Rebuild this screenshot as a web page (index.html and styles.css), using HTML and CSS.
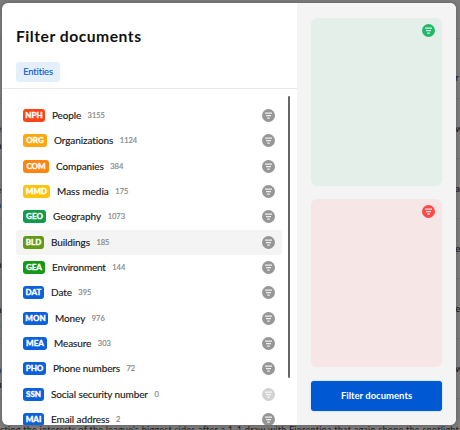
FILE: index.html
```html
<!DOCTYPE html>
<html lang="en">
<head>
<meta charset="utf-8">
<title>Filter documents</title>
<link rel="stylesheet" href="styles.css">
</head>
<body>
<svg class="defs"><symbol id="filter" viewBox="0 0 13 13"><circle cx="6.5" cy="6.5" r="6.5" fill="currentColor"/><path d="M3 4.1h7M4 6.6h5M5.2 9.1h2.6" stroke="#fff" stroke-width="1.4" opacity=".85"/></symbol></svg>
<div class="edge left"><span>e</span><span>n</span><span>e</span><span>a</span><span>n</span><span>n</span><span class="link">s</span><span>a</span><span>u</span></div>
<div class="edge right"><span>r</span><span>w</span><span>ap</span><span>e</span><span>e</span><span>w</span></div>
<p class="article-line">cting the interests of the league's biggest sides after a 1-1 draw with Fiorentina that again shone the spotlight</p>
<main class="modal">
  <section class="picker">
    <header class="head"><h1>Filter documents</h1><span class="tab">Entities</span></header>
    <div class="scroller">
      <ul class="list">
        <li class="row nph"><b class="tag">NPH</b><span class="name">People</span><span class="count">3155</span><svg class="ico"><use href="#filter"/></svg></li>
        <li class="row org"><b class="tag">ORG</b><span class="name">Organizations</span><span class="count">1124</span><svg class="ico"><use href="#filter"/></svg></li>
        <li class="row com"><b class="tag">COM</b><span class="name">Companies</span><span class="count">384</span><svg class="ico"><use href="#filter"/></svg></li>
        <li class="row mmd"><b class="tag">MMD</b><span class="name">Mass media</span><span class="count">175</span><svg class="ico"><use href="#filter"/></svg></li>
        <li class="row geo"><b class="tag">GEO</b><span class="name">Geography</span><span class="count">1073</span><svg class="ico"><use href="#filter"/></svg></li>
        <li class="row bld active"><b class="tag">BLD</b><span class="name">Buildings</span><span class="count">185</span><svg class="ico"><use href="#filter"/></svg></li>
        <li class="row gea"><b class="tag">GEA</b><span class="name">Environment</span><span class="count">144</span><svg class="ico"><use href="#filter"/></svg></li>
        <li class="row dat"><b class="tag">DAT</b><span class="name">Date</span><span class="count">395</span><svg class="ico"><use href="#filter"/></svg></li>
        <li class="row mon"><b class="tag">MON</b><span class="name">Money</span><span class="count">976</span><svg class="ico"><use href="#filter"/></svg></li>
        <li class="row mea"><b class="tag">MEA</b><span class="name">Measure</span><span class="count">303</span><svg class="ico"><use href="#filter"/></svg></li>
        <li class="row pho"><b class="tag">PHO</b><span class="name">Phone numbers</span><span class="count">72</span><svg class="ico"><use href="#filter"/></svg></li>
        <li class="row ssn"><b class="tag">SSN</b><span class="name">Social security number</span><span class="count">0</span><svg class="ico off"><use href="#filter"/></svg></li>
        <li class="row mai"><b class="tag">MAI</b><span class="name">Email address</span><span class="count">2</span><svg class="ico"><use href="#filter"/></svg></li>
      </ul>
      <div class="bar"></div>
    </div>
  </section>
  <aside class="side">
    <div class="zone include"><svg class="ico"><use href="#filter"/></svg></div>
    <div class="zone exclude"><svg class="ico"><use href="#filter"/></svg></div>
    <button class="apply">Filter documents</button>
  </aside>
</main>
</body>
</html>
```
FILE: styles.css
```css
* { box-sizing: border-box; }
body { margin: 0; width: 460px; height: 430px; padding: 3px 4px 0 2px; overflow: hidden; background: repeating-linear-gradient(#7c7c7c 0 38px, #737373 38px 39px, #7c7c7c 39px 60px); font-family: Lato, sans-serif; color: #191919; }
.defs { position: absolute; width: 0; height: 0; }
.article-line { position: absolute; left: 0; top: 424px; width: 460px; height: 12px; margin: 0; font-size: 9.2px; letter-spacing: .18px; line-height: 12px; white-space: nowrap; color: #222; }
/* article text showing on both sides of the dialog */
.edge { position: absolute; top: 0; width: 6px; height: 424px; display: grid; align-content: start; font-size: 10px; font-weight: 700; line-height: 12px; color: #2a2a2a; }
.left { left: -4px; padding-top: 122px; grid-template-rows: 17px 44px 15px 60px 45px 15px 45px 15px 15px; }
.right { left: 455px; padding-top: 71px; grid-template-rows: 51px repeat(5, 60px); }
.link { color: #124a86; }
.modal { position: relative; display: flex; width: 454px; height: 422px; border-radius: 6px; overflow: hidden; background: #fff; box-shadow: 0 0 4px rgba(0,0,0,.25); }
.picker { width: 295px; display: flex; flex-direction: column; }
.head { height: 86px; flex: none; padding: 22px 14px 0; border-bottom: 1px solid #ebebeb; }
h1 { margin: 0; font-size: 15.7px; line-height: 22px; font-weight: 700; letter-spacing: .5px; color: #111; }
.tab { display: inline-flex; align-items: center; justify-content: center; width: 44px; height: 20px; margin-top: 15px; padding-bottom: 1px; border-radius: 3px; background: #e3f0fb; color: #0b5bd3; font-size: 9.3px; letter-spacing: -.1px; -webkit-text-stroke: .15px; }
.scroller { display: flex; flex: 1; min-height: 0; overflow: hidden; padding: 7px 7px 0 14px; }
.list { list-style: none; width: 266px; margin: 7px 0 0; padding: 0; }
.row { display: flex; align-items: center; height: 25.33px; padding: 0 7px; border-radius: 3px; }
.active { background: #f4f4f4; }
.tag { display: flex; flex: none; align-items: center; justify-content: center; height: 13px; width: 22px; border-radius: 3px; background: #0b60dc; color: #fff; font-size: 8px; line-height: 13px; font-weight: 900; -webkit-text-stroke: .3px; }
.name { margin-left: 7px; font-size: 10px; letter-spacing: -.1px; white-space: nowrap; -webkit-text-stroke: .15px; }
.count { margin-left: 6.5px; font-size: 7.5px; letter-spacing: 0; color: #888; -webkit-text-stroke: .2px; }
.ico { display: block; flex: none; width: 13px; height: 13px; margin-left: auto; color: #969696; }
.off { color: #d2d2d2; }
.bar { width: 2px; height: 282px; margin-left: 6px; background: #666; border-radius: 1px; }
.nph .tag { background: #ff4218; }
.nph .name { letter-spacing: -.15px; }
.org .tag { background: #ffa70d; width: 24px; }
.com .tag { background: #ff850d; width: 26px; }
.mmd .tag { background: #fcc40c; width: 27px; }
.mmd .name { letter-spacing: 0; }
.geo .tag { background: #119b4b; width: 23px; }
.geo .name { letter-spacing: 0; }
.bld .tag { background: #629917; width: 21px; }
.gea .tag { background: #149a15; }
.gea .name { letter-spacing: -.2px; }
.dat .tag, .ssn .tag, .mai .tag { width: 21px; }
.mon .tag { width: 25px; }
.mea .tag { width: 24px; }
.pho .tag { width: 23px; }
.pho .name { letter-spacing: -.15px; }
.row .name, .row .count { padding-bottom: 1px; }
.row .count { padding-bottom: 0; }
.side { flex: 1; padding: 15px 14px 0; background: #f4f4f4; display: flex; flex-direction: column; }
.zone { height: 168px; margin-bottom: 13px; padding: 6px 7px; border-radius: 6px; }
.include { background: #e3efe8; }
.include .ico { color: #20b969; }
.exclude { background: #f6e6e5; margin-bottom: 14px; }
.exclude .ico { color: #fc4a4a; }
.apply { height: 30px; padding: 0 0 1px; border: 0; border-radius: 3px; background: #0058d3; color: #fff; font: 700 9.5px Lato, sans-serif; box-shadow: 0 0 2px #8ed0f5; }
```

◇ ◇ ◇

▶ INSTRUCTION: Output the material word for word, omitting its pictures.

▶ RESPONSE:
Rebuild this screenshot as a web page (index.html and styles.css), using HTML and CSS.
FILE: index.html
```html
<!DOCTYPE html>
<html lang="en">
<head>
<meta charset="utf-8">
<title>Filter documents</title>
<link rel="stylesheet" href="styles.css">
</head>
<body>
<svg class="defs"><symbol id="filter" viewBox="0 0 13 13"><circle cx="6.5" cy="6.5" r="6.5" fill="currentColor"/><path d="M3 4.1h7M4 6.6h5M5.2 9.1h2.6" stroke="#fff" stroke-width="1.4" opacity=".85"/></symbol></svg>
<div class="edge left"><span>e</span><span>n</span><span>e</span><span>a</span><span>n</span><span>n</span><span class="link">s</span><span>a</span><span>u</span></div>
<div class="edge right"><span>r</span><span>w</span><span>ap</span><span>e</span><span>e</span><span>w</span></div>
<p class="article-line">cting the interests of the league's biggest sides after a 1-1 draw with Fiorentina that again shone the spotlight</p>
<main class="modal">
  <section class="picker">
    <header class="head"><h1>Filter documents</h1><span class="tab">Entities</span></header>
    <div class="scroller">
      <ul class="list">
        <li class="row nph"><b class="tag">NPH</b><span class="name">People</span><span class="count">3155</span><svg class="ico"><use href="#filter"/></svg></li>
        <li class="row org"><b class="tag">ORG</b><span class="name">Organizations</span><span class="count">1124</span><svg class="ico"><use href="#filter"/></svg></li>
        <li class="row com"><b class="tag">COM</b><span class="name">Companies</span><span class="count">384</span><svg class="ico"><use href="#filter"/></svg></li>
        <li class="row mmd"><b class="tag">MMD</b><span class="name">Mass media</span><span class="count">175</span><svg class="ico"><use href="#filter"/></svg></li>
        <li class="row geo"><b class="tag">GEO</b><span class="name">Geography</span><span class="count">1073</span><svg class="ico"><use href="#filter"/></svg></li>
        <li class="row bld active"><b class="tag">BLD</b><span class="name">Buildings</span><span class="count">185</span><svg class="ico"><use href="#filter"/></svg></li>
        <li class="row gea"><b class="tag">GEA</b><span class="name">Environment</span><span class="count">144</span><svg class="ico"><use href="#filter"/></svg></li>
        <li class="row dat"><b class="tag">DAT</b><span class="name">Date</span><span class="count">395</span><svg class="ico"><use href="#filter"/></svg></li>
        <li class="row mon"><b class="tag">MON</b><span class="name">Money</span><span class="count">976</span><svg class="ico"><use href="#filter"/></svg></li>
        <li class="row mea"><b class="tag">MEA</b><span class="name">Measure</span><span class="count">303</span><svg class="ico"><use href="#filter"/></svg></li>
        <li class="row pho"><b class="tag">PHO</b><span class="name">Phone numbers</span><span class="count">72</span><svg class="ico"><use href="#filter"/></svg></li>
        <li class="row ssn"><b class="tag">SSN</b><span class="name">Social security number</span><span class="count">0</span><svg class="ico off"><use href="#filter"/></svg></li>
        <li class="row mai"><b class="tag">MAI</b><span class="name">Email address</span><span class="count">2</span><svg class="ico"><use href="#filter"/></svg></li>
      </ul>
      <div class="bar"></div>
    </div>
  </section>
  <aside class="side">
    <div class="zone include"><svg class="ico"><use href="#filter"/></svg></div>
    <div class="zone exclude"><svg class="ico"><use href="#filter"/></svg></div>
    <button class="apply">Filter documents</button>
  </aside>
</main>
</body>
</html>
```
FILE: styles.css
```css
* { box-sizing: border-box; }
body { margin: 0; width: 460px; height: 430px; padding: 3px 4px 0 2px; overflow: hidden; background: repeating-linear-gradient(#7c7c7c 0 38px, #737373 38px 39px, #7c7c7c 39px 60px); font-family: Lato, sans-serif; color: #191919; }
.defs { position: absolute; width: 0; height: 0; }
.article-line { position: absolute; left: 0; top: 424px; width: 460px; height: 12px; margin: 0; font-size: 9.2px; letter-spacing: .18px; line-height: 12px; white-space: nowrap; color: #222; }
/* article text showing on both sides of the dialog */
.edge { position: absolute; top: 0; width: 6px; height: 424px; display: grid; align-content: start; font-size: 10px; font-weight: 700; line-height: 12px; color: #2a2a2a; }
.left { left: -4px; padding-top: 122px; grid-template-rows: 17px 44px 15px 60px 45px 15px 45px 15px 15px; }
.right { left: 455px; padding-top: 71px; grid-template-rows: 51px repeat(5, 60px); }
.link { color: #124a86; }
.modal { position: relative; display: flex; width: 454px; height: 422px; border-radius: 6px; overflow: hidden; background: #fff; box-shadow: 0 0 4px rgba(0,0,0,.25); }
.picker { width: 295px; display: flex; flex-direction: column; }
.head { height: 86px; flex: none; padding: 22px 14px 0; border-bottom: 1px solid #ebebeb; }
h1 { margin: 0; font-size: 15.7px; line-height: 22px; font-weight: 700; letter-spacing: .5px; color: #111; }
.tab { display: inline-flex; align-items: center; justify-content: center; width: 44px; height: 20px; margin-top: 15px; padding-bottom: 1px; border-radius: 3px; background: #e3f0fb; color: #0b5bd3; font-size: 9.3px; letter-spacing: -.1px; -webkit-text-stroke: .15px; }
.scroller { display: flex; flex: 1; min-height: 0; overflow: hidden; padding: 7px 7px 0 14px; }
.list { list-style: none; width: 266px; margin: 7px 0 0; padding: 0; }
.row { display: flex; align-items: center; height: 25.33px; padding: 0 7px; border-radius: 3px; }
.active { background: #f4f4f4; }
.tag { display: flex; flex: none; align-items: center; justify-content: center; height: 13px; width: 22px; border-radius: 3px; background: #0b60dc; color: #fff; font-size: 8px; line-height: 13px; font-weight: 900; -webkit-text-stroke: .3px; }
.name { margin-left: 7px; font-size: 10px; letter-spacing: -.1px; white-space: nowrap; -webkit-text-stroke: .15px; }
.count { margin-left: 6.5px; font-size: 7.5px; letter-spacing: 0; color: #888; -webkit-text-stroke: .2px; }
.ico { display: block; flex: none; width: 13px; height: 13px; margin-left: auto; color: #969696; }
.off { color: #d2d2d2; }
.bar { width: 2px; height: 282px; margin-left: 6px; background: #666; border-radius: 1px; }
.nph .tag { background: #ff4218; }
.nph .name { letter-spacing: -.15px; }
.org .tag { background: #ffa70d; width: 24px; }
.com .tag { background: #ff850d; width: 26px; }
.mmd .tag { background: #fcc40c; width: 27px; }
.mmd .name { letter-spacing: 0; }
.geo .tag { background: #119b4b; width: 23px; }
.geo .name { letter-spacing: 0; }
.bld .tag { background: #629917; width: 21px; }
.gea .tag { background: #149a15; }
.gea .name { letter-spacing: -.2px; }
.dat .tag, .ssn .tag, .mai .tag { width: 21px; }
.mon .tag { width: 25px; }
.mea .tag { width: 24px; }
.pho .tag { width: 23px; }
.pho .name { letter-spacing: -.15px; }
.row .name, .row .count { padding-bottom: 1px; }
.row .count { padding-bottom: 0; }
.side { flex: 1; padding: 15px 14px 0; background: #f4f4f4; display: flex; flex-direction: column; }
.zone { height: 168px; margin-bottom: 13px; padding: 6px 7px; border-radius: 6px; }
.include { background: #e3efe8; }
.include .ico { color: #20b969; }
.exclude { background: #f6e6e5; margin-bottom: 14px; }
.exclude .ico { color: #fc4a4a; }
.apply { height: 30px; padding: 0 0 1px; border: 0; border-radius: 3px; background: #0058d3; color: #fff; font: 700 9.5px Lato, sans-serif; box-shadow: 0 0 2px #8ed0f5; }
```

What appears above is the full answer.